Everyone in our field knows that the Holiday season provides special challenges to those with eating disorders, be those restricting, bingeing and purging or predominantly bingeing eating disorders. Add to this the fact that this is typically a very important time of year to children and you have, well, a mess. It’s over in January though, and that’s the good news!
What makes it a mess? Holidays raise expectations in everyone, expectations that even for adults are often not met and sometimes engender disappointment. Families usually try to get together—a good thing, of course, but also a challenging one. For children in treatment for their eating disorder, comments by well-intended (but frankly uninformed) relatives can cause pain and even panic: “You sure look better” (read “fatter”); or, “it’s nice to see you eating again”, or even (horrors!) “why honey, you are eating more than I am! That’s great!” Tears, meltdowns and tantrums can follow. Then there’s everyone joking about bingeing, a word now popularized by streaming video (“binge watching”): bingeing on cookies, bingeing on candy canes. People also talk thoughtlessly about their dieting. Not to mention the vicarious “eating” many people with anorexia nervosa report, where they spend a great deal of time cooking, and especially baking, treats for everyone else but don’t touch them themselves. There are well intended attempts to get our kids to eat treats (“Grandma made them especially for you”) which can result in guilt and subsequent attempts to restrict food intake and/or attempts to get rid of the sweets by exercising or even vomiting. Wow. We should ask ourselves, is it worth it?

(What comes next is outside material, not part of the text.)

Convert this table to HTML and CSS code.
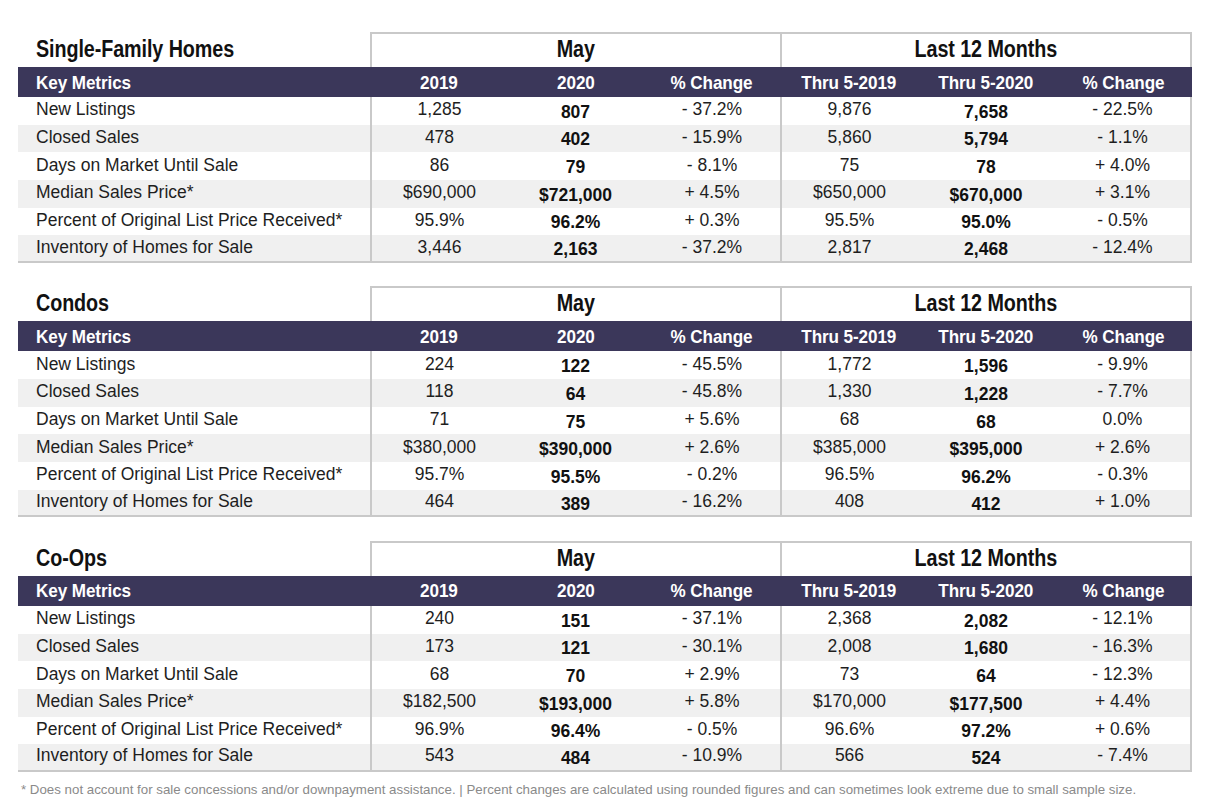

So how to navigate this mess? Well, our only defense has been to think ahead. If you are in the throes of treatment, perhaps a single Christmas should be sacrificed for the sake of merry ones to come, once your child is well. If you have an large, unruly extended family (like I do), why not skip the big get-together this year? Have a quiet time at home with fewer people: play Monopoly, Scrabble, work a puzzle, volunteer at a shelter. If that is not your plan, and you choose to have the “Christmas as usual”, don’t let the structure of the days get lost. Since school is out, this is easy to do. Stick to regular meals, no skips, no binges. Refuse to let your child engage in “vicarious eating” projects—but have something fun for them to do to take their place. If your child is precarious medically, and struggling to gain weight, remember that shopping can involve hours of walking (and miles!), without anyone really noticing. Better to do it online. Celebrating with a plan will minimize panic and believe me, I am not making this stuff up; many parents could tell you stories of “Holiday meal panic” that might have been averted with a little more forethought. Easier said than done with everything else that’s going on, of course, but still necessary.
How to make lemonade of lemons from the mess and return to the joy? Whether you celebrate Christmas or not, just about everyone can get behind the values of gratitude and giving. So this Holiday season, this Christmas, can be celebrated not as a food fest but as one where even children can reflect on their family, their friends, their pets and their good fortune. We are lucky enough to live where we do, after all. Help younger children make presents that are meaningful to their recipients. Engage older kids in ideas about how they can give to their friends and families in ways that do not involve food (or buying stuff). For example, help them to focus away from food and towards decorating the house, the tree, the garden, their rooms. Help them to understand that there are children—many of them—who do not have what they do, and consider volunteering during this season: at an animal shelter, a church or school. Even if that doesn’t happen, the discussion about gratitude and family will stay with them. This is surely the real spirit we all wish to engender. And from this spirit, the joy.
And back to January, my favorite month. By January 1st, it’s all behind us. The slate is now clean, a new year of healing, hope and growth lies ahead of us. Let’s focus on that.